Act (the “FTCA”). (See Doc. # 63). Count III of the First Amended Complaint alleged vicarious liability for the intentional torts of Pearce and Melvin, employees of the BOP. (Id. ¶¶ 35-39). Count IV alleged that the United States was negligent in hiring, training and supervising its employees. (Id. ¶¶ 40-45). The United States has now moved to dismiss the First Amended Complaint in its entirety for lack of subject matter jurisdiction and for failure to state a claim upon which relief can be granted. (See Doc. # 71). III. ANALYSIS A. Standard of Review The United States argues that this Court lacks subject matter jurisdiction because the United States did not waive sovereign immunity with respect to Plaintiff’s claims for negligent hiring and supervision and vicarious liability. Because “[s]overeign immunity is

jurisdictional in nature,” a motion to dismiss on sovereign immunity grounds is appropriately brought as a motion to dismiss for lack of subject matter jurisdiction. F.D.I.C. v. Meyer, 510 U.S. 471, 475 (1994). “Motions to dismiss for lack of subject matter jurisdiction fall into two general categories: facial attacks and factual attacks.” United States v. Ritchie, 15 F.3d 592, 598 (6th Cir. 1994). “The United States can bring either type of attack when challenging jurisdiction under the FTCA.” L.C. v. United States, 83 F.4th 534, 542 (6th Cir. 2023) (citations omitted). “The burden is on the plaintiff to prove that jurisdiction exists.” RMI Titanium Co. v. Westinghouse Elec. Corp., 78 F.3d 1125, 1134 (6th Cir. 1994).

A factual attack “challenges the factual existence of subject matter jurisdiction;” it “attacks the factual allegations underlying the assertion of jurisdiction, even through the filing of an answer or otherwise presenting competing facts.” L.C., 83 F.4th at 542 (quoting 5B Charles Alan Wright & Arthur R. Miller, Federal Practice and Procedure § 1350 (3d ed. Apr. 2023 Update)). In considering a factual attack, “the court is free to weigh the evidence and satisfy itself of the existence of its power to hear the case.” Ritchie, 15 F.3d at 598. On the other hand, a “facial attack goes to the question of whether the plaintiff has alleged a basis for subject matter jurisdiction.” L.C., 83 F.4th at 542 (quoting Cartwright v. Garner, 751 F.3d 752, 759 (6th Cir. 2014)).
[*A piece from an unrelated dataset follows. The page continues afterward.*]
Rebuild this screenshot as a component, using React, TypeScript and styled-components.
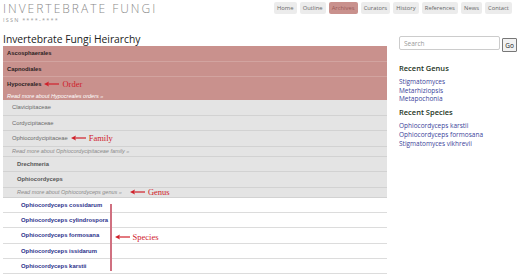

Facial attacks “challenge[] subject matter jurisdiction without disputing the facts alleged in the complaint and requires the court to treat the allegations of the complaint as true.” L.C., 83 F.4th at 542 (quoting Wright & Miller, supra § 1350). “In a facial challenge, the material allegations in the pleadings are accepted as true and must be construed in the light most favorable to the nonmoving party.” Am. Reliable Ins. Co. v. United States, 106 F.4th 498, 504 (6th

2024) (citations omitted). The United States characterizes its challenge as a facial challenge. (Doc. # 71 at 2). Plaintiff appears to argue that this is actually a factual challenge.1 (Doc. # 76 at 2).